Data block ->
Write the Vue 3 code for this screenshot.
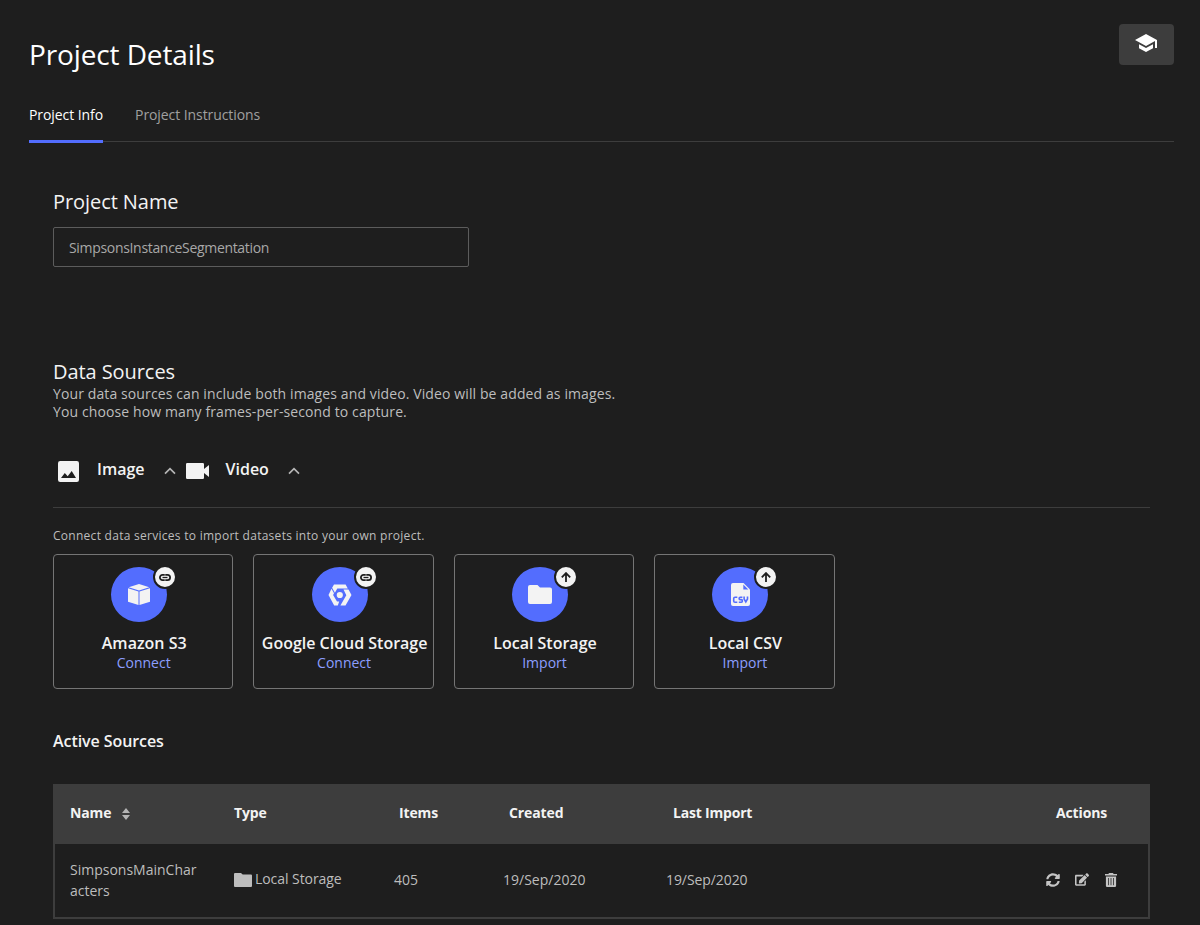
<script setup>
const sources = [
  { name: 'Amazon S3', action: 'Connect', icon: 'box', badge: 'link' },
  { name: 'Google Cloud Storage', action: 'Connect', icon: 'gcs', badge: 'link' },
  { name: 'Local Storage', action: 'Import', icon: 'folder', badge: 'up' },
  { name: 'Local CSV', action: 'Import', icon: 'csv', badge: 'up' },
]
</script>

<template>
  <main class="page">
    <header class="top">
      <h1>Project Details</h1>
      <button class="learn" aria-label="Tutorials">
        <svg width="24" height="24" viewBox="0 0 24 24" fill="#fff"><path d="M5 13.18v4L12 21l7-3.82v-4L12 17l-7-3.82zM12 3L1 9l11 6 9-4.91V17h2V9L12 3z" /></svg>
      </button>
    </header>

    <nav class="tabs">
      <a class="tab active">Project Info</a>
      <a class="tab">Project Instructions</a>
    </nav>

    <section class="content">
      <h2 class="h-name">Project Name</h2>
      <div class="field"><span>SimpsonsInstanceSegmentation</span></div>

      <h2 class="h-data">Data Sources</h2>
      <p class="desc">Your data sources can include both images and video. Video will be added as images.<br />You choose how many frames-per-second to capture.</p>

      <div class="kinds">
        <svg class="k-img" width="21" height="21" viewBox="0 0 21 21"><rect width="21" height="21" rx="2.2" fill="#f3f3f3" /><path d="M3 17l3.8-5 2.9 3.3 4-5.3L18 17z" fill="#1e1e1e" /></svg>
        <b class="l-img">Image</b>
        <svg class="chev c1" width="12" height="8" viewBox="0 0 12 8"><path d="M1 6.7l5-5 5 5" /></svg>
        <svg class="k-vid" width="23" height="16" viewBox="0 0 23 16"><path d="M1.2 0h15.6Q18 0 18 1.2V6l5-4v12l-5-4v4.8Q18 16 16.8 16H1.2Q0 16 0 14.8V1.2Q0 0 1.2 0z" fill="#f3f3f3" /></svg>
        <b class="l-vid">Video</b>
        <svg class="chev" width="12" height="8" viewBox="0 0 12 8"><path d="M1 6.7l5-5 5 5" /></svg>
      </div>

      <p class="hint">Connect data services to import datasets into your own project.</p>

      <div class="cards">
        <article v-for="s in sources" :key="s.name" class="card">
          <div class="logo">
            <div class="disc">
              <svg v-if="s.icon === 'box'" width="22" height="21" viewBox="0 0 22 21" fill="#f3f3f3"><path d="M11 0l10.3 3.3L11 6.5.7 3.3zM0 4.3l10.5 3.2V21L0 17.7zM22 4.3L11.5 7.5V21L22 17.7z" /></svg>
              <svg v-else-if="s.icon === 'gcs'" width="24" height="22" viewBox="0 0 24 22" fill="#f3f3f3"><path d="M6 .5h11.6L19.8 4.6H9.3L6.9 8.7 4.1 3.7zM3.5 4.7L6 9.2 5.1 11l3.9 6.4h2.2L9.8 21.5H6.2L.5 11zM18.7 5.4h1.8L23.5 11l-6 10.5h-5.1L18.3 11.3l-2.8-5.9z" /><circle cx="11.8" cy="11" r="3.1" /></svg>
              <svg v-else-if="s.icon === 'folder'" width="24" height="19" viewBox="0 0 24 19" fill="#f3f3f3"><path d="M2 0h7.5L12 2.500h10a2 2 0 0 1 2 2V17a2 2 0 0 1-2 2H2a2 2 0 0 1-2-2V2a2 2 0 0 1 2-2z" /></svg>
              <svg v-else width="19" height="23" viewBox="0 0 19 23"><path d="M2 0h10.500L19 6.500V21a2 2 0 0 1-2 2H2a2 2 0 0 1-2-2V2a2 2 0 0 1 2-2z" fill="#f3f3f3" /><path d="M6.300 14.200H4q-1.300 0-1.300 1.300v2.400q0 1.300 1.300 1.300h2.300M11.400 14.200H9.200q-1.100 0-1.100 1.200t1.100 1.200h1.100q1.100.1 1.100 1.300t-1.100 1.300H7.800M13.100 13.500v2.500l1.700 3 1.700-3v-2.500" fill="none" stroke="#536dfe" stroke-width="1.600" /><path d="M12.300 1.600l5 5h-5z" fill="#536dfe" /></svg>
            </div>
            <div class="badge">
              <svg v-if="s.badge === 'link'" width="12" height="7" viewBox="0 0 12 7" fill="none" stroke="#1e1e1e"><rect x=".9" y=".9" width="10.200" height="5.200" rx="2.600" stroke-width="1.800" /><path d="M3.500 3.500h5" stroke-width="1.300" /><path d="M6 0v2M6 5v2" stroke="#f3f3f3" stroke-opacity=".5" stroke-width="1" /></svg>
              <svg v-else width="10" height="10" viewBox="0 0 10 10" fill="none" stroke="#1e1e1e" stroke-width="1.800"><path d="M5 10V1.300M.8 5.300L5 1.100l4.200 4.200" /></svg>
            </div>
          </div>
          <h3>{{ s.name }}</h3>
          <a>{{ s.action }}</a>
        </article>
      </div>

      <h3 class="active-title">Active Sources</h3>

      <div class="table">
        <div class="row head">
          <b>Name<svg class="sort" width="8" height="12" viewBox="0 0 8 12" fill="#b5b5b5"><path d="M0 5l4-5 4 5zM0 7h8l-4 5z" /></svg></b>
          <b>Type</b><b>Items</b><b>Created</b><b class="last">Last Import</b><b>Actions</b>
        </div>
        <div class="row body">
          <span class="name">SimpsonsMainCharacters</span>
          <span class="type"><svg width="18" height="14" viewBox="0 0 18 14" fill="#bdbdbd"><path d="M1 0h6l1.700 1.500H17q1 0 1 1V13q0 1-1 1H1q-1 0-1-1V1q0-1 1-1z" /></svg><span>Local Storage</span></span>
          <span>405</span>
          <span>19/Sep/2020</span>
          <span class="date2">19/Sep/2020</span>
          <span class="acts">
            <svg width="14" height="14" viewBox="0 0 512 512" fill="#c4c4c4"><path d="M370.720 133.280C339.458 104.008 298.888 87.962 255.848 88c-77.458.068-144.328 53.178-162.791 126.850-1.344 5.363-6.122 9.150-11.651 9.150H24.103c-7.498 0-13.194-6.807-11.807-14.176C33.933 94.924 134.813 8 256 8c66.448 0 126.791 26.136 171.315 68.685L463.030 40.970C478.149 25.851 504 36.559 504 57.941V192c0 13.255-10.745 24-24 24H345.941c-21.382 0-32.090-25.851-16.971-40.971l41.750-41.749zM32 296h134.059c21.382 0 32.090 25.851 16.971 40.971l-41.750 41.750c31.262 29.273 71.835 45.319 114.876 45.280 77.418-.070 144.315-53.144 162.787-126.849 1.344-5.363 6.122-9.150 11.651-9.150h57.304c7.498 0 13.194 6.807 11.807 14.176C478.067 417.076 377.187 504 256 504c-66.448 0-126.791-26.136-171.315-68.685L48.970 471.030C33.851 486.149 8 475.441 8 454.059V320c0-13.255 10.745-24 24-24z" /></svg>
            <svg width="14" height="13" viewBox="0 0 576 512" fill="#c4c4c4"><path d="M402.600 83.200l90.200 90.200c3.800 3.800 3.800 10 0 13.800L274.400 405.600l-92.800 10.300c-12.400 1.400-22.900-9.100-21.500-21.500l10.300-92.800L388.800 83.200c3.800-3.800 10-3.800 13.800 0zm162-22.900l-48.800-48.800c-15.200-15.200-39.900-15.200-55.200 0l-35.400 35.400c-3.800 3.800-3.800 10 0 13.800l90.200 90.200c3.800 3.800 10 3.800 13.800 0l35.400-35.400c15.200-15.300 15.200-40 0-55.200zM384 346.200V448H64V128h229.800c3.200 0 6.200-1.300 8.500-3.500l40-40c7.600-7.600 2.200-20.500-8.500-20.500H48C21.500 64 0 85.500 0 112v352c0 26.500 21.500 48 48 48h352c26.500 0 48-21.500 48-48V306.200c0-10.700-12.900-16-20.500-8.500l-40 40c-2.200 2.300-3.500 5.300-3.500 8.500z" /></svg>
            <svg width="12" height="14" viewBox="0 0 12 14"><path d="M4 0h4l.6 1H12v1.500H0V1h3.400zM.9 3.400h10.200V12.800q0 1.200-1.200 1.200H2.100Q.9 14 .9 12.800z" fill="#c4c4c4" /><path d="M3.500 5v7.200M6 5v7.200M8.500 5v7.200" stroke="#3a3a3a" stroke-width=".9" /></svg>
          </span>
        </div>
      </div>
    </section>
  </main>
</template>

<style>
body { background: #1e1e1e; }
html { overflow: hidden; }
</style>

<style scoped>
.page { box-sizing: border-box; width: 1200px; height: 925px; overflow: hidden; padding: 24px 26px 0 29px; background: #1e1e1e; color: #f3f3f3; font-family: "Open Sans", sans-serif; font-size: 14px; }
h1, h2, h3, p { margin: 0; font-weight: 400; white-space: nowrap; }
svg { display: block; flex: none; }
.top { display: flex; justify-content: space-between; height: 72px; }
h1 { font-size: 28px; line-height: 38px; margin-top: 11px; color: #fff; letter-spacing: -0.12px; }
.learn { width: 55px; height: 41px; border: 0; border-radius: 4px; background: #3d3d3d; padding: 0 2px 3px 0; display: flex; align-items: center; justify-content: center; }
.tabs { display: flex; gap: 32px; height: 45px; border-bottom: 1px solid #3d3d3d; }
.tab { box-sizing: border-box; height: 47px; padding-top: 9px; line-height: 20px; color: #a0a0a0; white-space: nowrap; letter-spacing: -0.075px; }
.tab.active { color: #fff; border-bottom: 3px solid #536dfe; }
.content { padding: 0 24px; }
h2 { font-size: 20px; line-height: 27px; letter-spacing: -0.07px; }
.h-name { margin-top: 46px; }
.field { box-sizing: border-box; width: 416px; height: 40px; margin-top: 12px; padding-left: 15px; border: 1px solid #5c5c5c; border-radius: 2px; line-height: 39px; color: #a8a8a8; letter-spacing: -0.32px; }
.h-data { margin-top: 91px; }
.desc { line-height: 18px; color: #bdbdbd; letter-spacing: 0.11px; }
.kinds { display: flex; align-items: flex-start; height: 58px; padding: 28px 0 0 5px; border-bottom: 1px solid #3d3d3d; }
.kinds b { font-size: 16px; font-weight: 600; line-height: 22px; margin-top: 9px; }
.k-img { margin-top: 12px; }
.l-img { width: 67px; margin-left: 18px; }
.kinds .l-vid { width: 62.5px; margin-left: 16.5px; }
.k-vid { margin-top: 14px; }
.chev { margin-top: 18px; fill: none; stroke: #b5b5b5; stroke-width: 1.7; }
.c1 { margin-right: 10px; }
.hint { font-size: 12px; line-height: 18px; margin-top: 19px; color: #bdbdbd; letter-spacing: 0.275px; }
.cards { display: grid; grid-template-columns: repeat(4, 1fr); gap: 20px; width: 781.6px; margin-top: 9px; }
.card { box-sizing: border-box; height: 135px; min-width: 0; border: 1px solid #757575; border-radius: 4px; padding-top: 12px; display: flex; flex-direction: column; align-items: center; }
.logo { position: relative; width: 64px; height: 55px; }
.disc { width: 56px; height: 55px; border-radius: 50%; background: #536dfe; display: flex; align-items: center; justify-content: center; }
.badge { position: absolute; top: -2px; right: -2px; width: 20px; height: 20px; border: 2px solid #1e1e1e; border-radius: 50%; background: #f3f3f3; display: flex; align-items: center; justify-content: center; }
.card h3 { font-size: 16px; font-weight: 600; line-height: 22px; margin-top: 10px; padding-left: 2px; }
.card a { line-height: 18px; padding-left: 1px; color: #8c9eff; }
.active-title { font-size: 16px; font-weight: 600; line-height: 22px; margin-top: 41px; letter-spacing: -0.07px; }
.table { box-sizing: border-box; height: 135px; margin-top: 32px; border: 2px solid #3d3d3d; }
.row { display: grid; align-items: center; padding-left: 15px; }
.head { grid-template-columns: 164px 165px 110px 164px 383px 1fr; height: 58px; background: #3d3d3d; }
.head b { font-weight: 700; display: flex; align-items: center; line-height: 20px; margin-top: -5px; letter-spacing: -0.12px; }
.head .last { letter-spacing: -0.2px; }
.sort { margin: 2px 0 0 11px; }
.body { box-sizing: border-box; grid-template-columns: 164px 160px 109px 163px 380px 1fr; height: 73px; padding-bottom: 2px; color: #bdbdbd; }
.name { width: 130px; line-height: 21px; overflow-wrap: anywhere; }
.type { display: flex; align-items: center; gap: 3px; letter-spacing: -0.06px; }
.type span { margin-top: -3px; }
.date2 { letter-spacing: -0.08px; }
.acts { display: flex; align-items: center; gap: 15px; }
.acts svg:last-child { margin-left: 1px; }
</style>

Your instructions -> Write out again exactly the lines from the start of the data above through the line containing "frames-per-second to capture.</p>", inclusive, excluding any pictures.

Exercise result ->
Write the Vue 3 code for this screenshot.
<script setup>
const sources = [
  { name: 'Amazon S3', action: 'Connect', icon: 'box', badge: 'link' },
  { name: 'Google Cloud Storage', action: 'Connect', icon: 'gcs', badge: 'link' },
  { name: 'Local Storage', action: 'Import', icon: 'folder', badge: 'up' },
  { name: 'Local CSV', action: 'Import', icon: 'csv', badge: 'up' },
]
</script>

<template>
  <main class="page">
    <header class="top">
      <h1>Project Details</h1>
      <button class="learn" aria-label="Tutorials">
        <svg width="24" height="24" viewBox="0 0 24 24" fill="#fff"><path d="M5 13.18v4L12 21l7-3.82v-4L12 17l-7-3.82zM12 3L1 9l11 6 9-4.91V17h2V9L12 3z" /></svg>
      </button>
    </header>

    <nav class="tabs">
      <a class="tab active">Project Info</a>
      <a class="tab">Project Instructions</a>
    </nav>

    <section class="content">
      <h2 class="h-name">Project Name</h2>
      <div class="field"><span>SimpsonsInstanceSegmentation</span></div>

      <h2 class="h-data">Data Sources</h2>
      <p class="desc">Your data sources can include both images and video. Video will be added as images.<br />You choose how many frames-per-second to capture.</p>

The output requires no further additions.